A general map of the cultures in European Russia at the arrival of the Varangians
A general map of the cultures in European Russia at the arrival of the Varangians

Early East Slavs

Main articles: Early East Slavs and Rus' Khaganate

The ancestors of the Russians were the Slavic tribes, whose original home is thought by some scholars to have been the wooded areas of the Pripet Marshes.[20] The Early East Slavs gradually settled Western Russia in two waves: one moving from Kiev toward present-day Suzdal and Murom and another from Polotsk toward Novgorod and Rostov.[21] From the 7th century onwards, the East Slavs constituted the bulk of the population in Western Russia[21] and slowly but peacefully assimilated the native Finno-Ugric tribes, such as the Merya,[22] the Muromians,[23] and the Meshchera.[24]

Kievan Rus'

Kievan Rus' in the 11th century
Kievan Rus' in the 11th century
Main article: Kievan Rus

Scandinavian Norsemen, called "Vikings" in Western Europe and "Varangians"[25] in the East, combined piracy and trade in their roamings over much of Northern Europe. In the mid-9th century, they began to venture along the waterways from the eastern Baltic to the Black and Caspian Seas.[26] According to the earliest Russian chronicle, a Varangian named Rurik was elected ruler (konung or knyaz) of Novgorod in about 860,[2] before his successors moved south and extended their authority to Kiev,[27] which had been previously dominated by the Khazars.[28]

Thus, the first East Slavic state, Kievan Rus', emerged in the 9th century along the Dnieper River valley.[2] A coordinated group of princely states with a common interest in maintaining trade along the river routes, Kievan Rus' controlled the trade route for furs, wax, and slaves between Scandinavia and the Byzantine Empire along the Volkhov and Dnieper Rivers.[2]

The name "Russia," together with the Finnish Ruotsi and Estonian Rootsi, are found by some scholars to be related to Roslagen.[29] The etymology of Rus and its derivatives are debated, and other schools of thought connect the name with Slavic or Iranic roots.[30]

By the end of the 10th century, the Norse minority had merged with the Slavic population,[31] which also absorbed Greek Christian influences in the course of the multiple campaigns to loot Tsargrad, or Constantinople.[32] One such campaign claimed the life of the foremost Slavic druzhina leader, Svyatoslav I, who was renowned for having crushed the power of the Khazars on the Volga.[33] While the fortunes of the Byzantine Empire had been ebbing, its culture was a continuous influence on the development of Russia in its formative centuries.

Kievan Rus' is important for its introduction of a Slavic variant of the Eastern Orthodox religion,[2] dramatically deepening a synthesis of Byzantine and Slavic cultures that defined Russian culture for the next thousand years.
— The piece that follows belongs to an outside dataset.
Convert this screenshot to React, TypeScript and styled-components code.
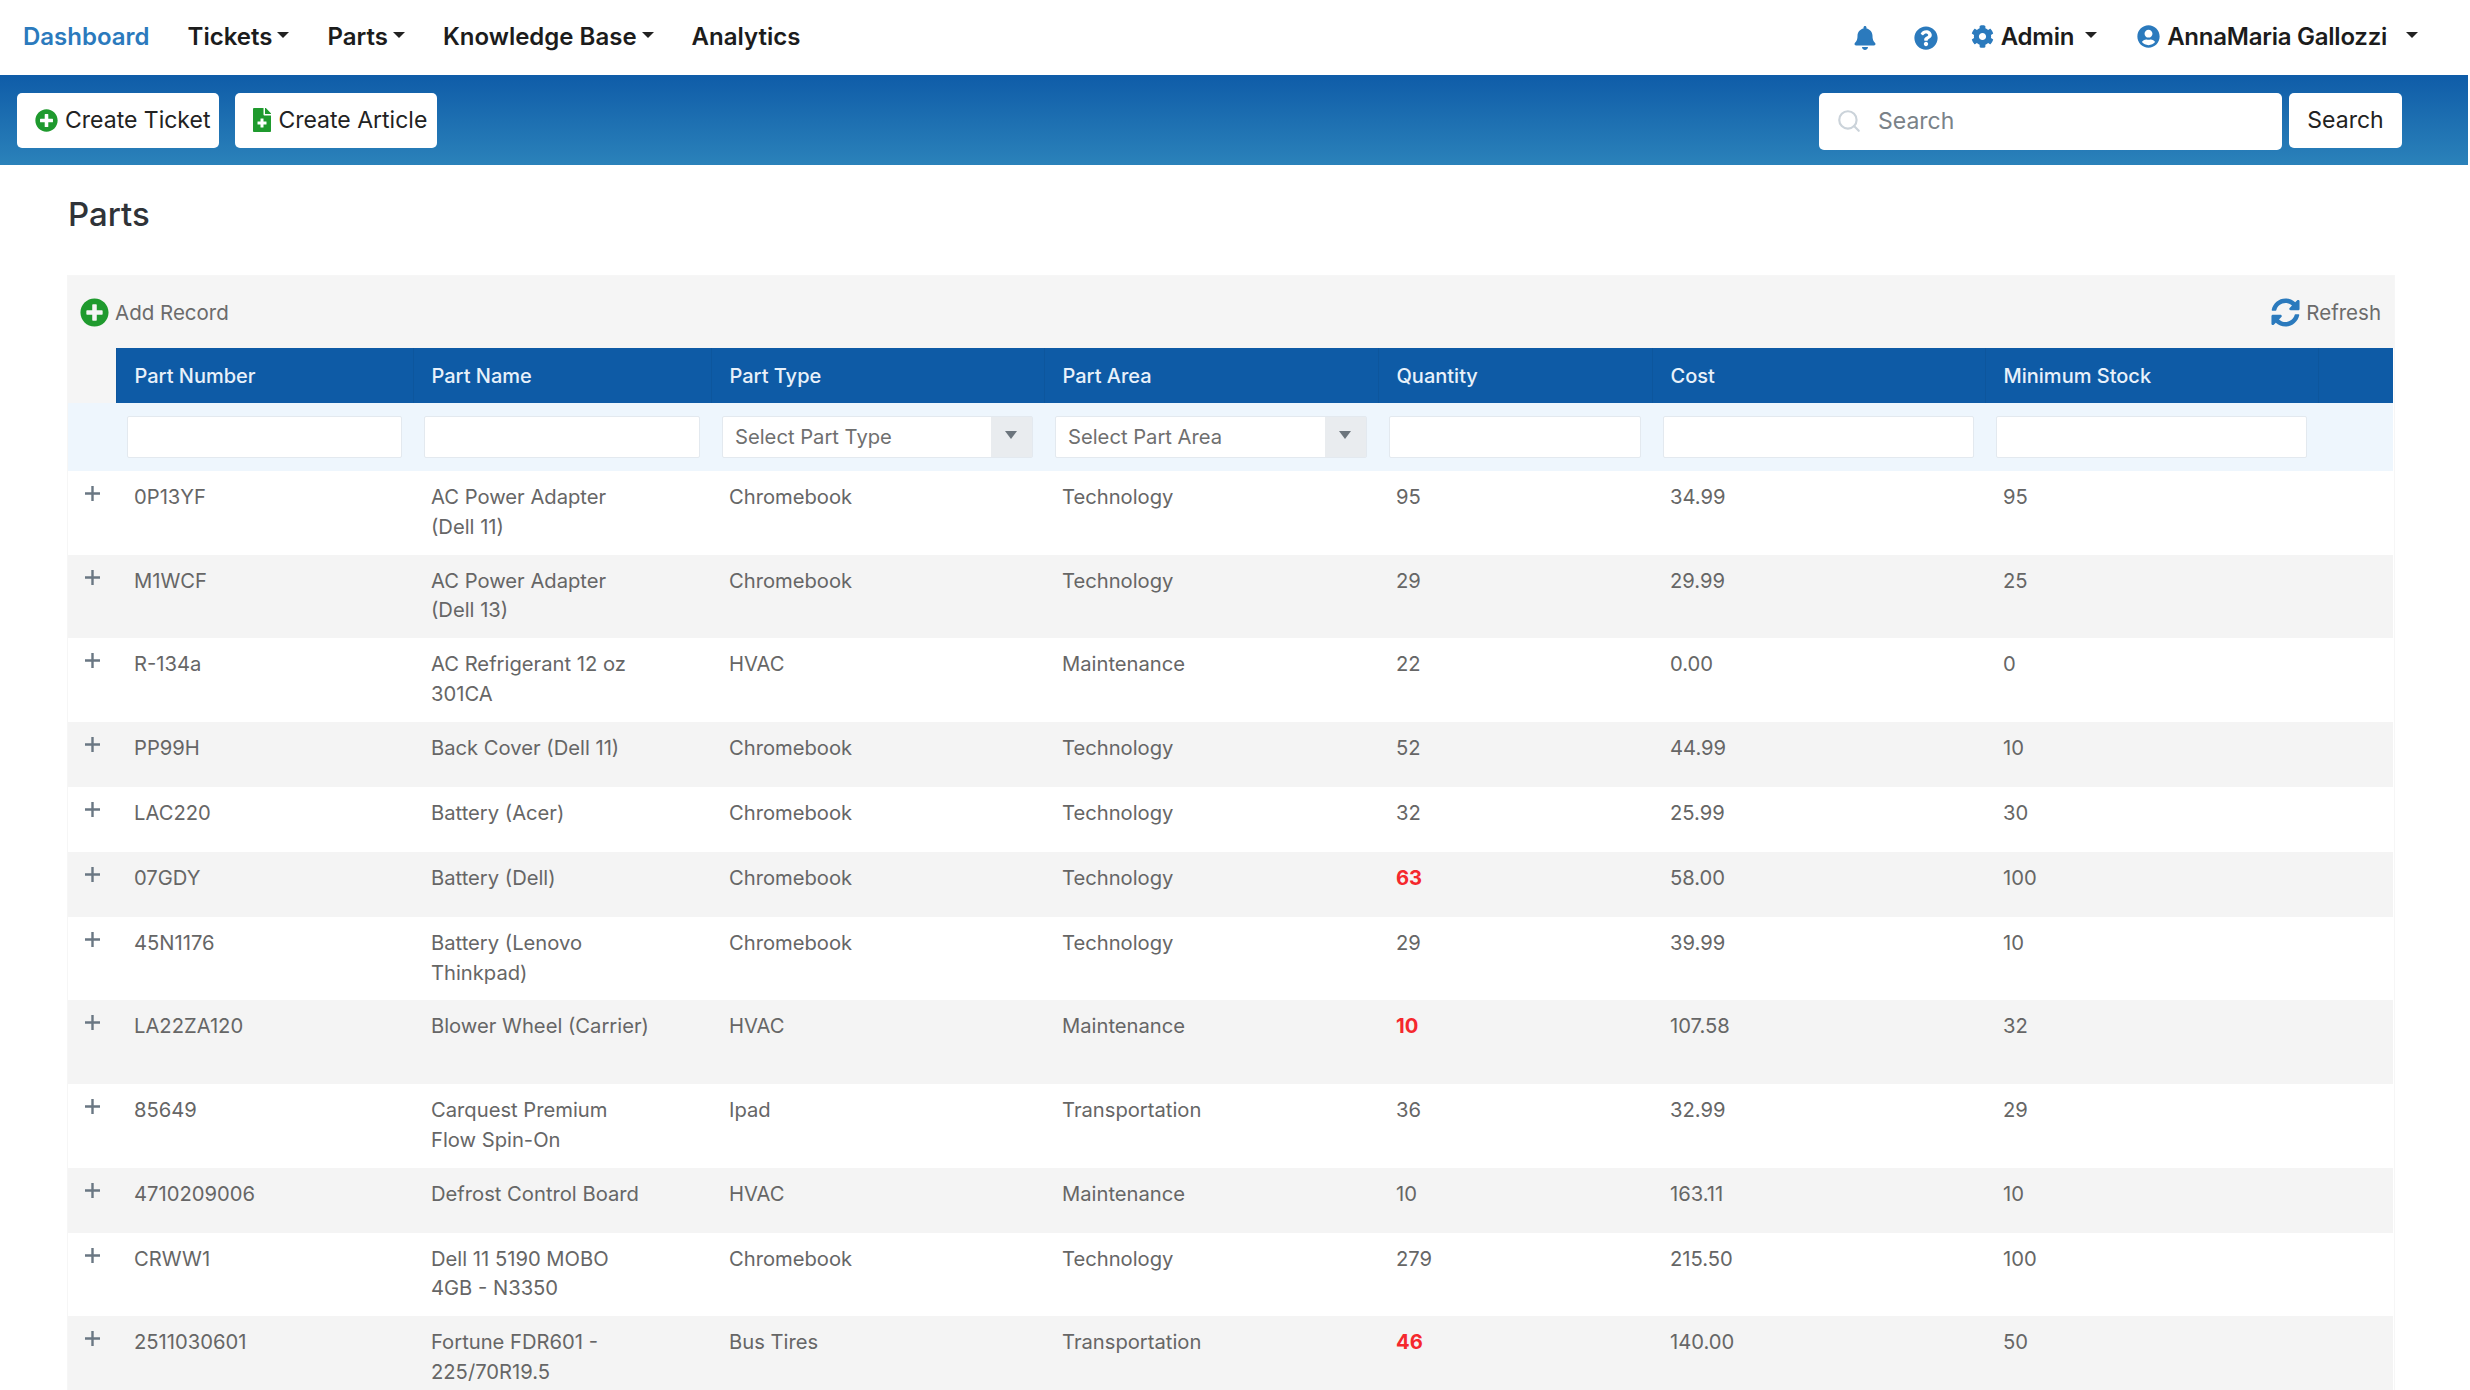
import React from "react";
import styled, { createGlobalStyle } from "styled-components";
import {
  FaBell,
  FaCog,
  FaFileMedical,
  FaPlusCircle,
  FaQuestionCircle,
  FaSyncAlt,
  FaUserCircle,
} from "react-icons/fa";
import { Search as SearchIcon } from "lucide-react";

const FONT = `Inter, "Liberation Sans", sans-serif`;

const parts = [
  ["0P13YF", "AC Power Adapter (Dell 11)", "Chromebook", "Technology", "95", "34.99", "95"],
  ["M1WCF", "AC Power Adapter (Dell 13)", "Chromebook", "Technology", "29", "29.99", "25"],
  ["R-134a", "AC Refrigerant 12 oz 301CA", "HVAC", "Maintenance", "22", "0.00", "0"],
  ["PP99H", "Back Cover (Dell 11)", "Chromebook", "Technology", "52", "44.99", "10"],
  ["LAC220", "Battery (Acer)", "Chromebook", "Technology", "32", "25.99", "30"],
  ["07GDY", "Battery (Dell)", "Chromebook", "Technology", "63", "58.00", "100"],
  ["45N1176", "Battery (Lenovo Thinkpad)", "Chromebook", "Technology", "29", "39.99", "10"],
  ["LA22ZA120", "Blower Wheel (Carrier)", "HVAC", "Maintenance", "10", "107.58", "32"],
  ["85649", "Carquest Premium Flow Spin-On", "Ipad", "Transportation", "36", "32.99", "29"],
  ["4710209006", "Defrost Control Board", "HVAC", "Maintenance", "10", "163.11", "10"],
  ["CRWW1", "Dell 11 5190 MOBO 4GB - N3350", "Chromebook", "Technology", "279", "215.50", "100"],
  ["2511030601", "Fortune FDR601 - 225/70R19.5", "Bus Tires", "Transportation", "46", "140.00", "50"],
];

const columns = [48, 297, 298, 333, 334, 274, 333, 333, 75];

export default function App() {
  return (
    <>
      <GlobalStyle />
      <Page>
        <TopNav>
          <NavLinks>
            <NavLink $active>Dashboard</NavLink>
            <NavLink>
              Tickets
              <Caret />
            </NavLink>
            <NavLink>
              Parts
              <Caret />
            </NavLink>
            <NavLink>
              Knowledge Base
              <Caret />
            </NavLink>
            <NavLink>Analytics</NavLink>
          </NavLinks>
          <NavRight>
            <NavIcons>
              <NavIcon>
                <FaBell size={24} />
              </NavIcon>
              <NavIcon>
                <FaQuestionCircle size={24} />
              </NavIcon>
            </NavIcons>
            <NavMenu>
              <FaCog size={23} color="#2b7abd" />
              Admin
              <MenuCaret $gap={4} $after={7} />
            </NavMenu>
            <NavMenu>
              <FaUserCircle size={23} color="#2b7abd" />
              AnnaMaria Gallozzi
              <MenuCaret $gap={12} />
            </NavMenu>
          </NavRight>
        </TopNav>

        <ActionBar>
          <ActionGroup>
            <ActionButton>
              <FaPlusCircle size={23} color="#1f9a2e" />
              Create Ticket
            </ActionButton>
            <ActionButton>
              <ArticleIcon />
              Create Article
            </ActionButton>
          </ActionGroup>
          <SearchGroup>
            <SearchBox>
              <SearchIcon size={26} color="#cbd3da" strokeWidth={2} />
              <SearchInput placeholder="Search" />
            </SearchBox>
            <SearchButton>Search</SearchButton>
          </SearchGroup>
        </ActionBar>

        <Main>
          <Title>Parts</Title>
          <Grid>
            <Toolbar>
              <ToolLink>
                <FaPlusCircle size={29} color="#1f9a2e" />
                Add Record
              </ToolLink>
              <ToolLink>
                <FaSyncAlt size={29} color="#2b7abd" />
                Refresh
              </ToolLink>
            </Toolbar>
            <Table>
              <colgroup>
                {columns.map((w, i) => (
                  <col key={i} width={w} />
                ))}
              </colgroup>
              <thead>
                <tr>
                  <CornerCell />
                  <HeadCell>Part Number</HeadCell>
                  <HeadCell>Part Name</HeadCell>
                  <HeadCell>Part Type</HeadCell>
                  <HeadCell>Part Area</HeadCell>
                  <HeadCell>Quantity</HeadCell>
                  <HeadCell>Cost</HeadCell>
                  <HeadCell>Minimum Stock</HeadCell>
                  <HeadCell />
                </tr>
                <tr>
                  <FilterCell />
                  <FilterCell>
                    <FilterInput />
                  </FilterCell>
                  <FilterCell>
                    <FilterInput />
                  </FilterCell>
                  <FilterCell>
                    <FilterSelect>
                      <SelectLabel>Select Part Type</SelectLabel>
                      <SelectArrow />
                    </FilterSelect>
                  </FilterCell>
                  <FilterCell>
                    <FilterSelect>
                      <SelectLabel>Select Part Area</SelectLabel>
                      <SelectArrow />
                    </FilterSelect>
                  </FilterCell>
                  <FilterCell>
                    <FilterInput />
                  </FilterCell>
                  <FilterCell>
                    <FilterInput />
                  </FilterCell>
                  <FilterCell>
                    <FilterInput />
                  </FilterCell>
                  <FilterCell />
                </tr>
              </thead>
              <tbody>
                {parts.map((row) => (
                  <Row key={row[0]} $tall={row[0] === "LA22ZA120"}>
                    <ExpandCell>
                      <svg width="15" height="15" viewBox="0 0 15 15">
                        <path d="M7.5 0v15M0 7.5h15" stroke="#6a7783" strokeWidth="2.4" fill="none" />
                      </svg>
                    </ExpandCell>
                    {row.map((value, i) => (
                      <Cell key={i}>
                        {i === 4 && Number(value) < Number(row[6]) ? <LowStock>{value}</LowStock> : value}
                      </Cell>
                    ))}
                    <Cell />
                  </Row>
                ))}
              </tbody>
            </Table>
          </Grid>
        </Main>
      </Page>
    </>
  );
}

const GlobalStyle = createGlobalStyle`
  html, body {
    margin: 0;
    height: 100%;
    background: #fff;
    overflow: hidden;
  }
  * {
    box-sizing: border-box;
  }
`;

const Page = styled.div`
  width: 2468px;
  height: 1390px;
  overflow: hidden;
  font-family: ${FONT};
  color: #666;
`;

const TopNav = styled.nav`
  height: 75px;
  display: flex;
  align-items: center;
  justify-content: space-between;
  padding: 0 50px 3px 23px;
  background: #fff;
`;

const NavLinks = styled.div`
  display: flex;
  align-items: center;
  gap: 38px;
`;

const NavLink = styled.a<{ $active?: boolean }>`
  display: flex;
  align-items: center;
  font-size: 24px;
  font-weight: 600;
  color: ${(p) => (p.$active ? "#2b7abd" : "#1c1c1c")};
`;

const Caret = styled.span`
  width: 0;
  height: 0;
  margin: 0 0 3px 5px;
  border-left: 6px solid transparent;
  border-right: 6px solid transparent;
  border-top: 6px solid #222;
`;

const MenuCaret = styled(Caret)<{ $gap: number; $after?: number }>`
  margin-left: ${(p) => p.$gap}px;
  margin-right: ${(p) => p.$after ?? 0}px;
`;

const NavRight = styled.div`
  display: flex;
  align-items: center;
  gap: 33px;
`;

const NavIcons = styled.div`
  display: flex;
  align-items: center;
  gap: 37px;
`;

const NavIcon = styled.span`
  display: flex;
  margin-top: 4px;
  color: #2b7abd;
`;

const NavMenu = styled.a`
  display: flex;
  align-items: center;
  gap: 7px;
  font-size: 24px;
  font-weight: 600;
  letter-spacing: -0.25px;
  color: #1c1c1c;
`;

const ActionBar = styled.div`
  height: 90px;
  display: flex;
  align-items: center;
  justify-content: space-between;
  padding: 0 66px 0 17px;
  background: linear-gradient(180deg, #0f5ca8 0%, #2b82ba 100%);
`;

const ActionGroup = styled.div`
  display: flex;
  gap: 16px;
`;

const ActionButton = styled.button`
  min-width: 202px;
  height: 55px;
  display: flex;
  align-items: center;
  gap: 7px;
  padding: 0 9px 0 18px;
  border: 0;
  border-radius: 5px;
  background: #fff;
  font-family: ${FONT};
  font-size: 23px;
  color: #222;
`;

const ArticleIcon = styled(FaFileMedical)`
  width: 18px;
  height: 24px;
  color: #1f9a2e;
`;

const SearchGroup = styled.div`
  display: flex;
  align-items: flex-start;
  gap: 7px;
  padding-top: 2px;
`;

const SearchBox = styled.label`
  width: 463px;
  height: 57px;
  display: flex;
  align-items: center;
  gap: 16px;
  padding: 0 16px 0 17px;
  border-radius: 5px;
  background: #fff;
`;

const SearchInput = styled.input`
  flex: 1;
  min-width: 0;
  border: 0;
  outline: 0;
  padding: 0;
  font-family: ${FONT};
  font-size: 23px;
  color: #333;

  &::placeholder {
    color: #7a8288;
    opacity: 1;
  }
`;

const SearchButton = styled.button`
  width: 113px;
  height: 55px;
  border: 0;
  border-radius: 5px;
  background: #fff;
  font-family: ${FONT};
  font-size: 23px;
  color: #222;
`;

const Main = styled.main`
  padding: 0 74px 0 68px;
`;

const Title = styled.h1`
  margin: 0;
  height: 111px;
  padding-top: 28px;
  font-size: 33px;
  font-weight: 500;
  line-height: 42px;
  color: #2f3338;
`;

const Grid = styled.section`
  box-shadow: 0 0 0 1px #f6f6f6;
`;

const Toolbar = styled.div`
  height: 72px;
  display: flex;
  align-items: center;
  justify-content: space-between;
  padding: 0 13px 0 12px;
  background: #f5f5f5;
`;

const ToolLink = styled.a`
  display: flex;
  align-items: center;
  gap: 6px;
  font-size: 20.5px;
  color: #6b6b6b;
`;

const Table = styled.table`
  width: 2325px;
  table-layout: fixed;
  border-collapse: collapse;
  font-size: 20.2px;
`;

const CornerCell = styled.th`
  height: 55px;
  padding: 0;
  background: #f5f5f5;
`;

const HeadCell = styled.th`
  height: 55px;
  padding: 0 18px;
  border-left: 1px solid rgba(0, 0, 0, 0.05);
  background: #0e5ba6;
  text-align: left;
  font-size: 20px;
  font-weight: 500;
  color: #e8f1fa;
`;

const FilterCell = styled.td`
  height: 68px;
  padding: 0 11px;
  background: #eef6fd;
`;

const FilterInput = styled.input`
  display: block;
  width: 100%;
  height: 42px;
  border: 1px solid #e3e9ef;
  border-radius: 2px;
  background: #fff;
`;

const FilterSelect = styled.div`
  height: 42px;
  display: flex;
  align-items: stretch;
  border: 1px solid #e3e9ef;
  border-radius: 2px;
  background: #fff;
`;

const SelectLabel = styled.span`
  flex: 1;
  padding-left: 12px;
  font-size: 20.2px;
  line-height: 39px;
  white-space: nowrap;
  overflow: hidden;
  color: #6f6f6f;
`;

const SelectArrow = styled.span`
  position: relative;
  width: 41px;
  background: #e9ecef;

  &::after {
    content: "";
    position: absolute;
    top: 14px;
    left: 14px;
    border-left: 6px solid transparent;
    border-right: 6px solid transparent;
    border-top: 8px solid #6c757d;
  }
`;

const Row = styled.tr<{ $tall?: boolean }>`
  height: ${(p) => (p.$tall ? "83.6px" : "65px")};
  background: #fff;

  &:nth-child(even) {
    background: #f4f4f4;
  }
`;

const ExpandCell = styled.td`
  padding: 15px 0 0;
  vertical-align: top;
  text-align: center;
  line-height: 0;
`;

const Cell = styled.td`
  padding: 11px 59px 13px 18px;
  vertical-align: top;
  line-height: 29.8px;
  color: #666;
`;

const LowStock = styled.span`
  font-weight: 700;
  color: #f5282d;
`;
The region adopted Christianity in 988 by the official act of public baptism of Kiev inhabitants by Prince Vladimir I.[34] Some years later the first code of laws, Russkaya Pravda, was introduced.[35] From the onset the Kievan princes followed the Byzantine example and kept the Church dependent on them, even for its revenues,[36] so that the Russian Church and state were always closely linked.

By the 11th century, particularly during the reign of Yaroslav the Wise, Kievan Rus' could boast an economy and achievements in architecture and literature superior to those that then existed in the western part of the continent.[37] Compared with the languages of European Christendom, the Russian language was little influenced by the Greek and Latin of early Christian writings.[2] This was due to the fact that Church Slavonic was used directly in liturgy instead.[38]

A nomadic Turkic people, the Kipchaks (also known as the Cumans), replaced the earlier Pechenegs as the dominant force in the south steppe regions neighbouring to Rus' at the end of 11th century and founded a nomadic state in the steppes along the Black Sea (Desht-e-Kipchak). Repelling their regular attacks, especially on Kiev, which was just one day's ride from the steppe, was a heavy burden for the southern areas of Rus'. The nomadic incursions caused a massive influx of Slavs to the safer, heavily forested regions of the north, particularly to the area known as Zalesye.

Kievan Rus' ultimately disintegrated as a state because of in-fighting between members of the princely family that ruled it collectively. Kiev's dominance waned, to the benefit of Vladimir-Suzdal in the north-east, Novgorod in the north, and Halych-Volhynia in the south-west. Conquest by the Mongol Golden Horde in the 13th century was the final blow. Kiev was destroyed.[39] Halych-Volhynia would eventually be absorbed into the Polish-Lithuanian Commonwealth,[2] while the Mongol-dominated Vladimir-Suzdal and independent Novgorod Republic, two regions on the periphery of Kiev, would establish the basis for the modern Russian nation.[2]

Mongol invasion

Sacking of Suzdal by Batu Khan in February, 1238: a miniature from the sixteenth century chronicle
Sacking of Suzdal by Batu Khan in February, 1238: a miniature from the sixteenth century chronicle

The invading Mongols accelerated the fragmentation of the Rus'. In 1223, the disunited southern princes faced a Mongol raiding party at the Kalka River and were soundly defeated.[40] In 1237-1238 the Mongols burnt down the city of Vladimir (February 4, 1238)[41] and other major cities of northeast Russia, routed the Russians at the Sit' River,[42] and then moved west into Poland and Hungary.[43] By then they had conquered most of the Russian principalities.[44] Only the Novgorod Republic escaped occupation and continued to flourish in the orbit of the Hanseatic League.[45]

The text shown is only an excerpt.